In-situ tensile tests for mechanical characterization of steels with complex microstructure
Résumé
Monitoring pressurized water reactors casted duplex stainless steel parts is of interest in long-term operation of nuclear power plants. It has been shown that these components are subjected to ageing when held at their operating temperature. In the long run, thermal ageing results in embrittlement due to a microstructural evolution of one of the two phases constituting duplex steels. Kinetics and impact of ageing on fracture mechanics have been studied to a great extent. However, deformation and damage mechanisms leading to fracture are not yet fully understood owing to the complexity of duplex steels microstructure. Resorting to traditionally used global energy balance methods (J-Δa curves) is not sufficient to understand the primordial role of microstructure in the evolution of mechanical properties with thermal ageing.
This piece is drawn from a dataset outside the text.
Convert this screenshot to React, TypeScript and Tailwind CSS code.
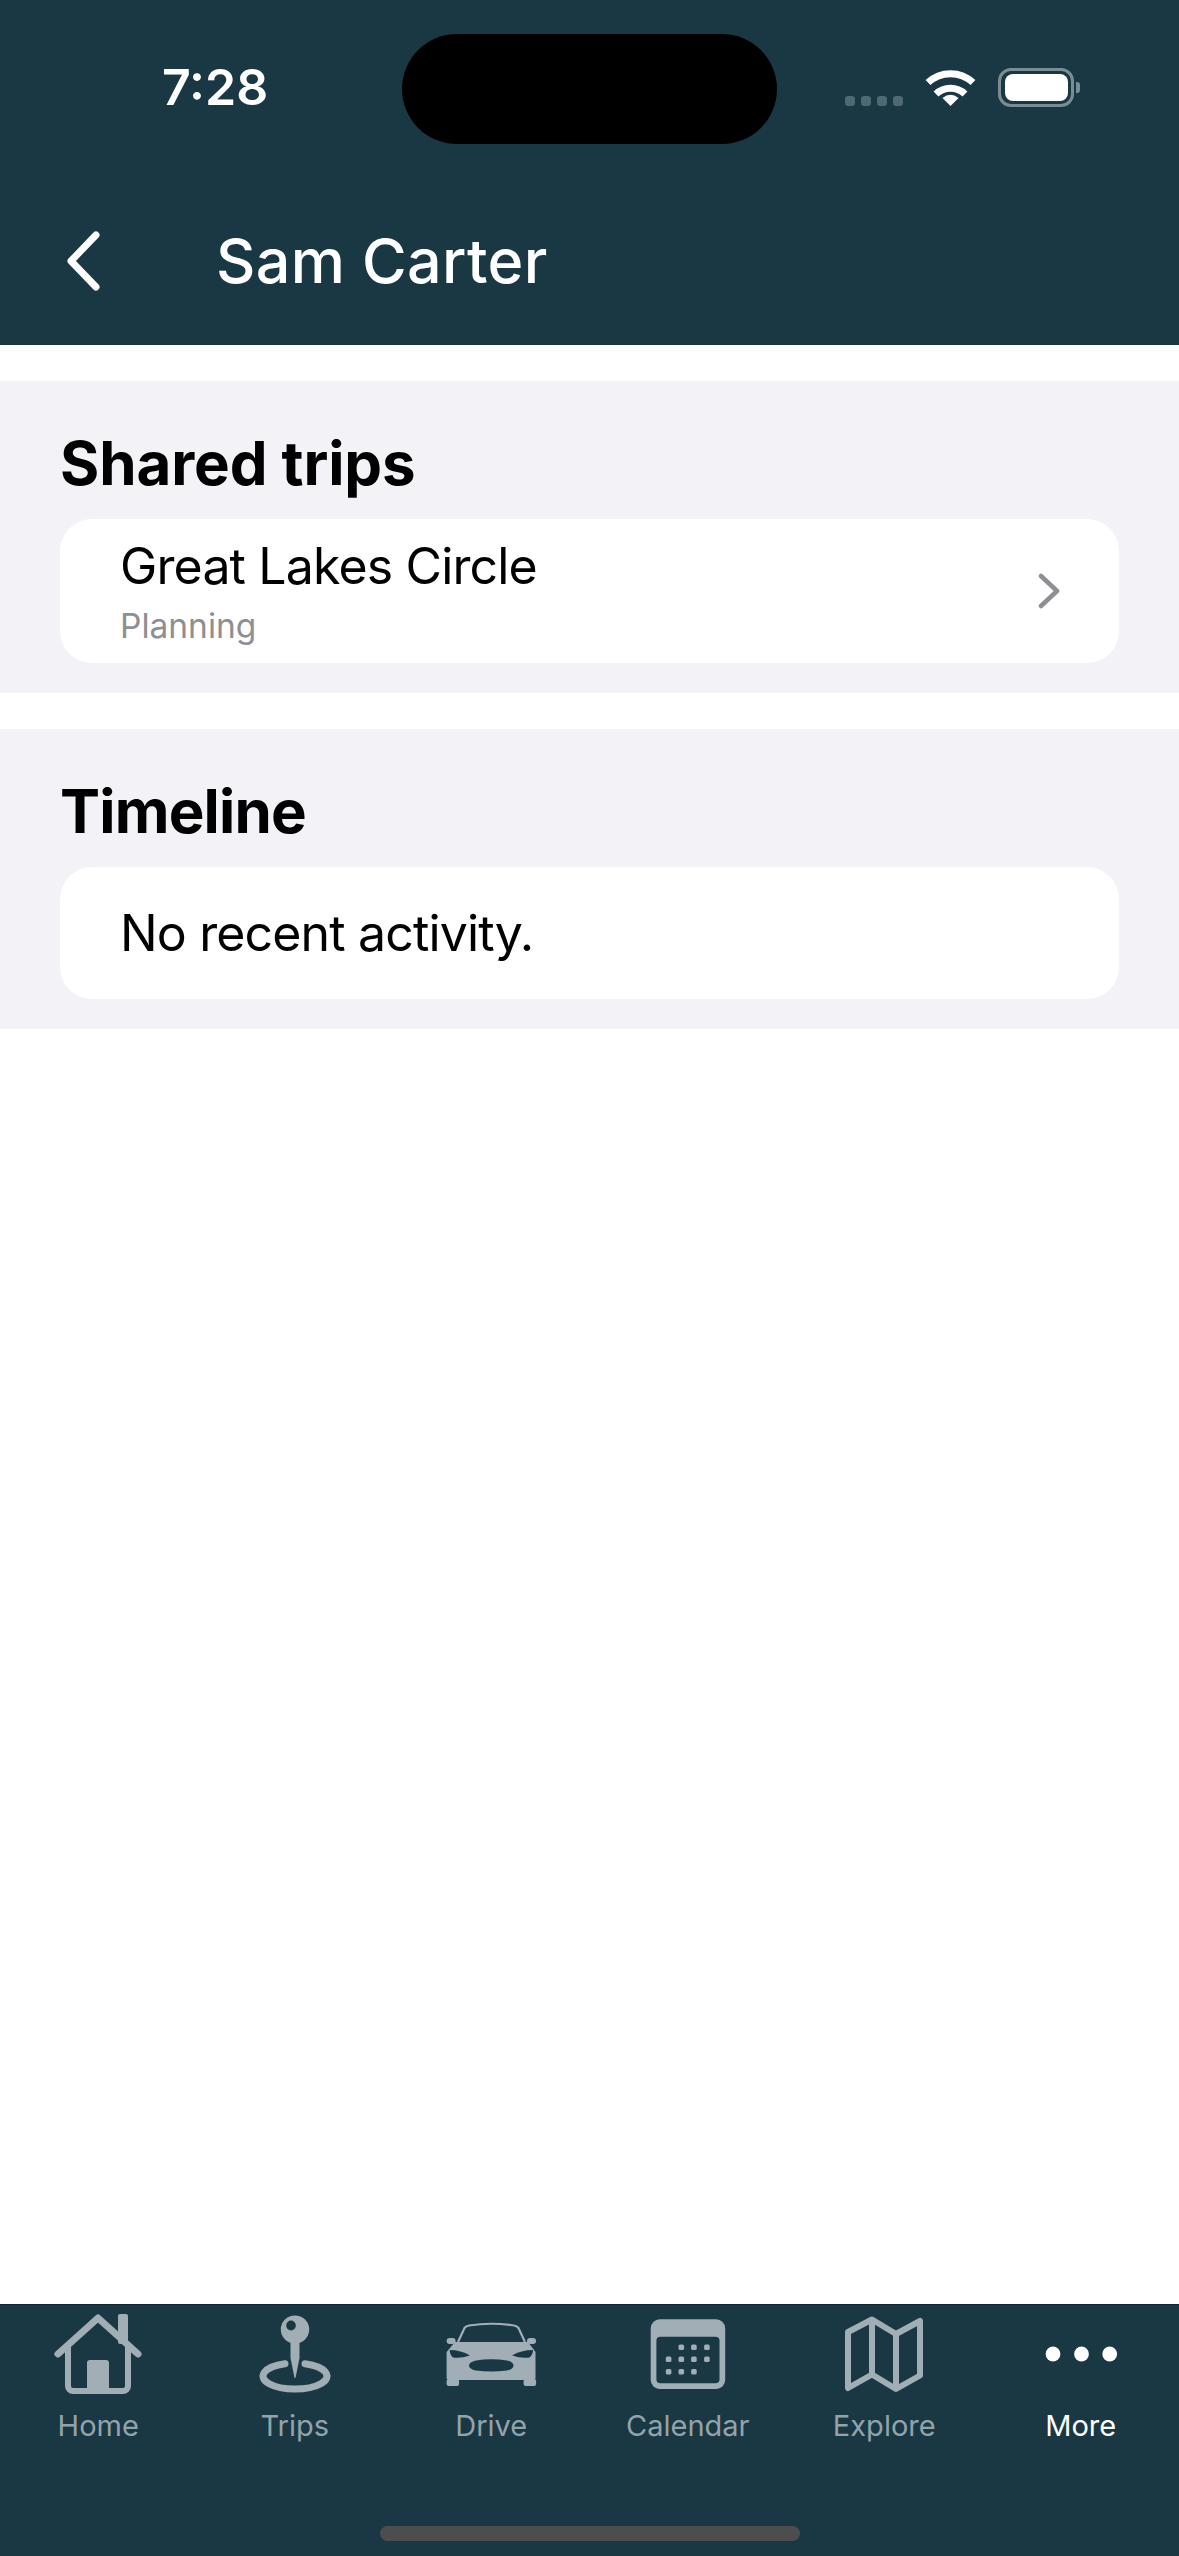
import { ReactNode } from "react";

const tabGray = "#a1aeb5";
const navBg = "#193843";

function HomeIcon() {
  return (
    <svg viewBox="0 0 120 90" className="h-[90px] w-[120px]" fill="none">
      <rect x="80" y="6" width="10" height="30" rx="2" fill={tabGray} />
      <path d="M30 38V78a5 5 0 0 0 5 5H85a5 5 0 0 0 5-5V38" stroke={tabGray} strokeWidth="6" />
      <path d="M20 46L60 10L100 46" stroke={tabGray} strokeWidth="7" strokeLinecap="round" strokeLinejoin="round" />
      <path d="M49 83V55a3 3 0 0 1 3-3H68a3 3 0 0 1 3 3V83Z" fill={tabGray} />
    </svg>
  );
}

function TripsIcon() {
  return (
    <svg viewBox="0 0 120 90" className="h-[90px] w-[120px]" fill="none">
      <path d="M50 55.7A32 13 0 1 0 70 55.7" stroke={tabGray} strokeWidth="7" strokeLinecap="round" />
      <path d="M55.5 30H64.5V50L60.5 70H59.5L55.5 50Z" fill={tabGray} />
      <ellipse cx="60" cy="21.5" rx="14.2" ry="14" fill={tabGray} />
      <ellipse cx="56" cy="17.5" rx="4.8" ry="5" fill={navBg} />
    </svg>
  );
}

function DriveIcon() {
  return (
    <svg viewBox="0 0 120 90" className="h-[90px] w-[120px]" fill="none">
      <path d="M27 34L33.5 20Q35 18 38 17.5Q60 14 83 17.5Q86 18 87.5 20L94 34" stroke={tabGray} strokeWidth="2.2" />
      <rect x="15.6" y="30" width="9" height="6" rx="3" fill={tabGray} />
      <rect x="96" y="30" width="9" height="6" rx="3" fill={tabGray} />
      <path d="M24 34H97L104.5 44V70Q104.5 72 100 72H20Q15.6 72 15.6 70V44Z" fill={tabGray} />
      <rect x="15.6" y="71" width="12.5" height="7" rx="2" fill={tabGray} />
      <rect x="92.6" y="71" width="12.5" height="7" rx="2" fill={tabGray} />
      <path d="M18.7 42Q30 42 39 47.5Q30 50.5 22 49.5Q18.7 47 18.7 42Z" fill={navBg} />
      <path d="M102 42Q90 42 81 47.5Q90 50.5 98.5 49.5Q102 47 102 42Z" fill={navBg} />
      <path d="M45 52.5Q60 50 76 52.5Q82.5 54 82.5 57.5Q82.5 61 76 62.5Q60 64.5 45 62.5Q38 61 38 57.5Q38 54 45 52.5Z" fill={navBg} />
    </svg>
  );
}

function CalendarIcon() {
  const dots = [
    [53.3, 39.3], [65.9, 39.3], [78.9, 39.3],
    [40.6, 51.3], [53.3, 51.3], [65.9, 51.3], [78.9, 51.3],
    [40.6, 63.7], [53.3, 63.7], [65.9, 63.7],
  ];
  return (
    <svg viewBox="0 0 120 90" className="h-[90px] w-[120px]" fill="none">
      <rect x="22.7" y="11.3" width="74.5" height="69.7" rx="9" fill={tabGray} />
      <rect x="28.4" y="28.7" width="63.1" height="46.6" rx="4" fill={navBg} />
      {dots.map(([x, y], i) => (
        <rect key={i} x={x - 2.8} y={y - 2.8} width="5.6" height="5.6" rx="1.6" fill={tabGray} />
      ))}
    </svg>
  );
}

function ExploreIcon() {
  return (
    <svg viewBox="0 0 120 90" className="h-[90px] w-[120px]" fill="none">
      <path
        d="M24 24L48 11.5L72 26L96 13V67.5L72 81L48 66.5L24 80ZM48 11.5V66.5M72 26V81"
        stroke={tabGray}
        strokeWidth="6"
        strokeLinejoin="round"
      />
    </svg>
  );
}

function MoreIcon() {
  return (
    <svg viewBox="0 0 120 90" className="h-[90px] w-[120px]" fill="white">
      <circle cx="32" cy="46" r="7.4" />
      <circle cx="60.5" cy="46" r="7.4" />
      <circle cx="88.7" cy="46" r="7.4" />
    </svg>
  );
}

function StatusIcons() {
  return (
    <div className="flex items-start">
      <div className="mt-[96px] flex gap-[6px]">
        {[0, 1, 2, 3].map((i) => (
          <span key={i} className="h-[10px] w-[10px] rounded-[3px] bg-[#4f6973]" />
        ))}
      </div>
      <svg viewBox="0 0 51 37" className="mt-[69px] ml-[22px] h-[37px] w-[51px]" fill="none">
        <path d="M3 13.5A33 33 0 0 1 48 13.5" stroke="white" strokeWidth="7" />
        <path d="M11 25A21 21 0 0 1 40 25" stroke="white" strokeWidth="7" />
        <path d="M25.5 37L17.5 29Q25.5 22.5 33.5 29Z" fill="white" />
      </svg>
      <div className="mt-[68px] ml-[22px] flex h-[39px] w-[76px] items-center justify-center rounded-[13px] border-[3px] border-[#7a8d95]">
        <span className="h-[27px] w-[63px] rounded-[8px] bg-white" />
      </div>
      <span className="mt-[82px] ml-[2px] h-[11px] w-[4px] rounded-r-[3px] bg-[#7a8d95]" />
    </div>
  );
}

function Section({ title, tracking, children }: { title: string; tracking: string; children: ReactNode }) {
  return (
    <section className="bg-[#f2f2f7] px-[60px] pb-[30px]">
      <h2 className={`pt-[46px] pb-[20px] text-[60px] leading-[72px] font-bold text-black ${tracking}`}>{title}</h2>
      {children}
    </section>
  );
}

const tabs = [
  { label: "Home", icon: <HomeIcon /> },
  { label: "Trips", icon: <TripsIcon /> },
  { label: "Drive", icon: <DriveIcon /> },
  { label: "Calendar", icon: <CalendarIcon /> },
  { label: "Explore", icon: <ExploreIcon /> },
  { label: "More", icon: <MoreIcon />, active: true },
];

export default function App() {
  return (
    <div className="flex h-[2556px] w-[1179px] flex-col overflow-hidden bg-white font-[Inter,sans-serif]">
      {/* Header */}
      <header className="h-[345px] shrink-0 bg-[#193843] text-white">
        <div className="flex h-[178px]">
          <div className="w-[402px] pt-[57px] pl-[162px] text-[50px] leading-[60px] font-semibold">7:28</div>
          <div className="mt-[34px] h-[110px] w-[375px] rounded-full bg-black" />
          <div className="pl-[68px]">
            <StatusIcons />
          </div>
        </div>
        <div className="flex items-center pt-[48px] pl-[60px]">
          <svg viewBox="0 0 40 60" className="h-[60px] w-[40px]" fill="none">
            <path d="M36 4L11 30L36 56" stroke="white" strokeWidth="7" strokeLinecap="round" strokeLinejoin="round" />
          </svg>
          <h1 className="ml-[116px] text-[61px] leading-[70px] font-medium tracking-[0.35px]">Sam Carter</h1>
        </div>
      </header>

      {/* Content */}
      <main className="flex flex-1 flex-col gap-[36px] pt-[36px]">
        <Section title="Shared trips" tracking="tracking-[-0.1px]">
          <div className="flex h-[144px] justify-between rounded-[32px] bg-white pr-[58px] pl-[60px]">
            <div className="pt-[17px]">
              <div className="text-[50px] leading-[60px] tracking-[-0.85px] text-black">Great Lakes Circle</div>
              <div className="mt-[7px] text-[33.5px] leading-[46px] text-[#8e8e93]">Planning</div>
            </div>
            <svg viewBox="0 0 24 36" className="my-auto h-[36px] w-[24px]" fill="none">
              <path d="M4 3L20 18L4 33" stroke="#8e8e93" strokeWidth="4.5" strokeLinecap="round" strokeLinejoin="round" />
            </svg>
          </div>
        </Section>
        <Section title="Timeline" tracking="tracking-[-0.8px]">
          <div className="flex h-[132px] items-center rounded-[32px] bg-white pl-[60px] text-[50px] leading-[60px] tracking-[-0.85px] text-black">
            No recent activity.
          </div>
        </Section>
      </main>

      {/* Tab bar */}
      <nav className="h-[252px] shrink-0 border-t-[1px] border-[#10262f] bg-[#193843]">
        <div className="grid grid-cols-6 pt-[3px]">
          {tabs.map((tab) => (
            <div key={tab.label} className="flex flex-col items-center">
              {tab.icon}
              <span className={`mt-[10px] text-[29px] leading-[36px] ${tab.active ? "text-white" : "text-[#94a3aa]"}`}>
                {tab.label}
              </span>
            </div>
          ))}
        </div>
        <div className="mx-auto mt-[82px] h-[15px] w-[420px] rounded-full bg-[#4d4d4d]" />
      </nav>
    </div>
  );
}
In this context, a microstructure characterization is performed jointly to in-situ mechanical characterization to build a consistent micromechanical model taking the multi scale aspect of the microstructure into account. Eventually, the model must provide a fine description of the material mechanical behaviour taking into account the aged state
In order to relate crystal plasticity finite element computations to experimental observations, digital images correlation (DIC) is used to provide full-field measurements. They must be consistent with the deformation mechanisms of the studied steels and be accurate enough to capture small deformation mechanisms occurring in each phase (at a micrometre scale) and the resulting displacements at the larger scale of the microstructure (several millimetres). Duplex steels natural texture is not sufficient to carry out digital images correlation. Thus, an adequate speckle pattern was designed and deposited through electron beam lithography.